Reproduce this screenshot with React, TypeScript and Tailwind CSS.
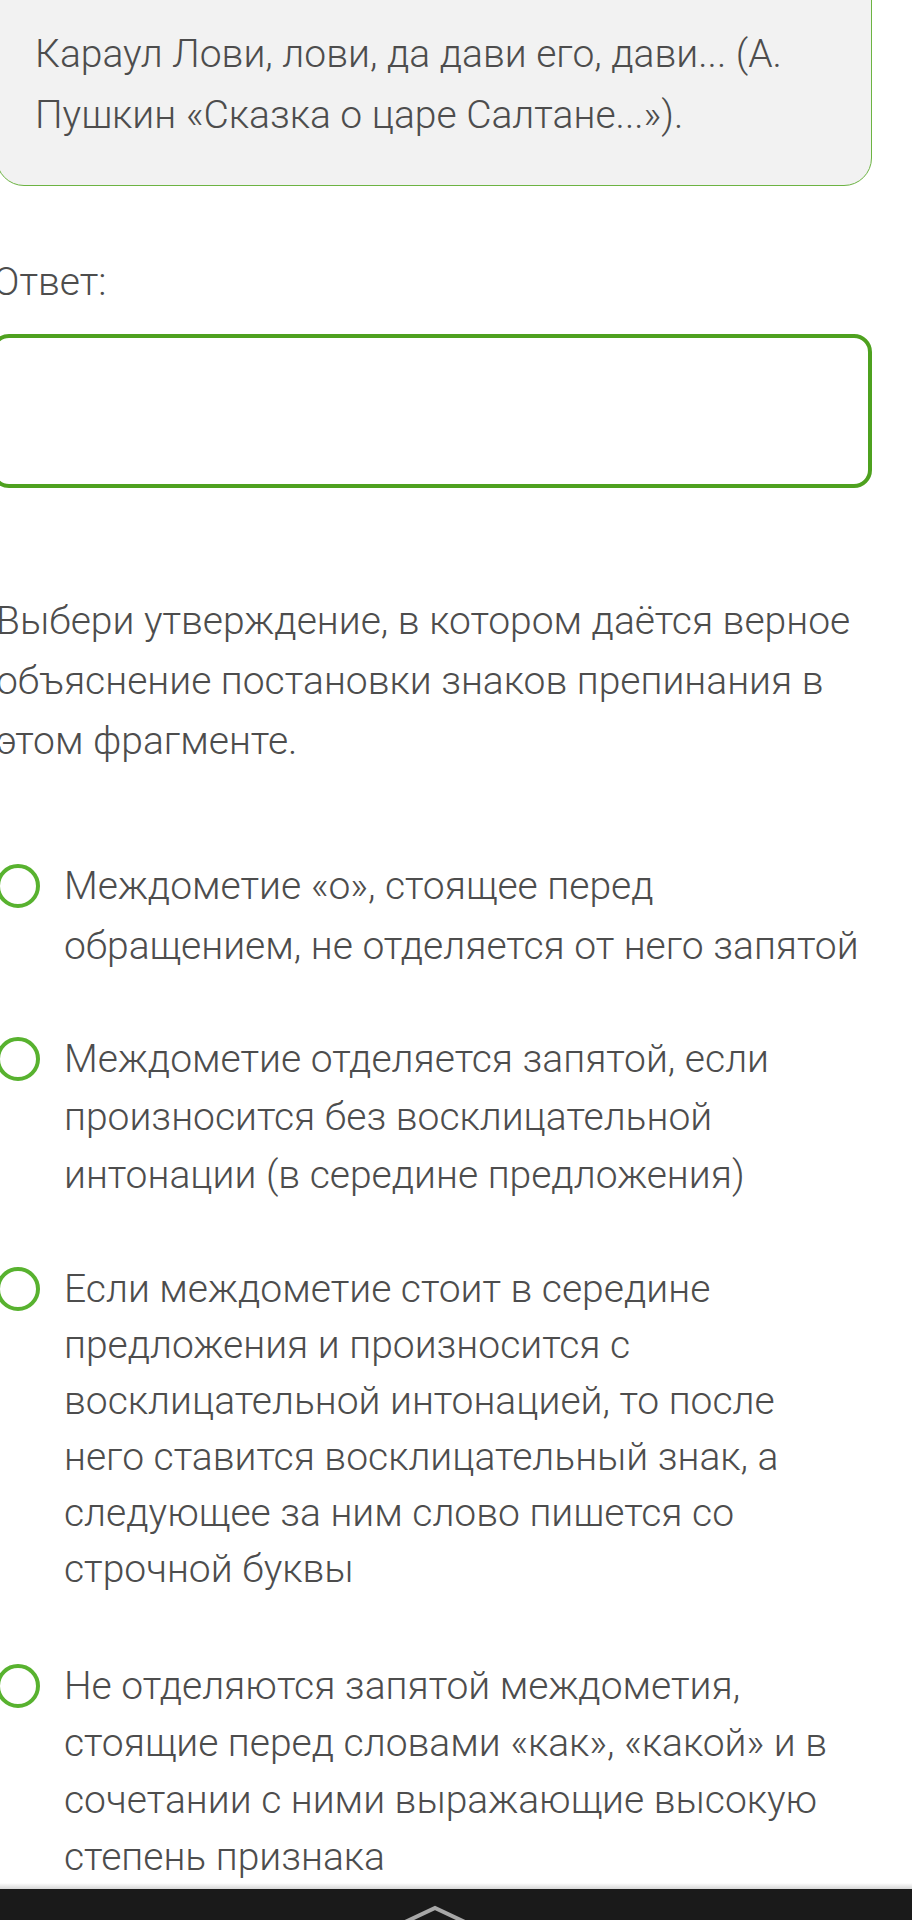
import React from 'react';

const options = [
  {
    lines: ['Междометие «о», стоящее перед', 'обращением, не отделяется от него запятой'],
    lh: 'leading-[60px]',
    mt: 'mt-[85px]',
  },
  {
    lines: [
      'Междометие отделяется запятой, если',
      'произносится без восклицательной',
      'интонации (в середине предложения)',
    ],
    lh: 'leading-[58px]',
    mt: 'mt-[54px]',
  },
  {
    lines: [
      'Если междометие стоит в середине',
      'предложения и произносится с',
      'восклицательной интонацией, то после',
      'него ставится восклицательный знак, а',
      'следующее за ним слово пишется со',
      'строчной буквы',
    ],
    lh: 'leading-[56px]',
    mt: 'mt-[57px]',
  },
  {
    lines: [
      'Не отделяются запятой междометия,',
      'стоящие перед словами «как», «какой» и в',
      'сочетании с ними выражающие высокую',
      'степень признака',
    ],
    lh: 'leading-[57px]',
    mt: 'mt-[61px]',
  },
];

function Radio({ lh }: { lh: string }) {
  const offset = lh === 'leading-[60px]' ? 'mt-[8px]' : lh === 'leading-[58px]' ? 'mt-[7px]' : 'mt-[6px]';
  return (
    <div className={`shrink-0 w-[44px] h-[44px] rounded-full border-[4px] border-[#58b22f] ${offset}`} />
  );
}

export default function App() {
  return (
    <div className="w-[912px] h-[1920px] bg-white overflow-hidden flex flex-col font-['Roboto',sans-serif] font-light text-[39px] text-[#4d4d4d]">
      <div className="flex-1 overflow-hidden">
        <div className="ml-[-4px] w-[876px] flex flex-col">
          {/* quote card */}
          <div className="mt-[-30px] pt-[53px] pb-[39px] pl-[38px] pr-[20px] bg-[#f2f2f2] border-[1.5px] border-[#6cb342] rounded-[28px] leading-[61px]">
            <p>Караул Лови, лови, да дави его, дави... (А.</p>
            <p>Пушкин «Сказка о царе Салтане...»).</p>
          </div>

          <p className="mt-[66px] ml-[-3px] leading-[60px]">Ответ:</p>

          <div className="mt-[22px] ml-[-5px] h-[154px] border-[4px] border-[#4ea11f] rounded-[18px] bg-white" />

          <div className="mt-[103px] leading-[60px]">
            <p>Выбери утверждение, в котором даётся верное</p>
            <p>объяснение постановки знаков препинания в</p>
            <p>этом фрагменте.</p>
          </div>

          {options.map((o, i) => (
            <div key={i} className={`flex items-start gap-[24px] ${o.mt}`}>
              <Radio lh={o.lh} />
              <div className={o.lh}>
                {o.lines.map((l, j) => (
                  <p key={j} className="whitespace-nowrap">
                    {l}
                  </p>
                ))}
              </div>
            </div>
          ))}
        </div>
      </div>

      {/* system navigation bar */}
      <div className="h-[6px] bg-gradient-to-b from-white to-[#d6d6d6]" />
      <div className="h-[31px] bg-[#1a1a1a] flex justify-center overflow-hidden">
        <svg width="80" height="31" viewBox="0 0 80 31" className="ml-[-42px]">
          <polyline points="8,34 40,19 72,34" fill="none" stroke="#a8a8a8" strokeWidth="4" strokeLinejoin="miter" />
        </svg>
      </div>
    </div>
  );
}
■ ■ ■
■ Task
Write out, word for word, the lines from the start of the data through the one holding "import React from 'react';". Omit pictures.

■ Task answer
Reproduce this screenshot with React, TypeScript and Tailwind CSS.
import React from 'react';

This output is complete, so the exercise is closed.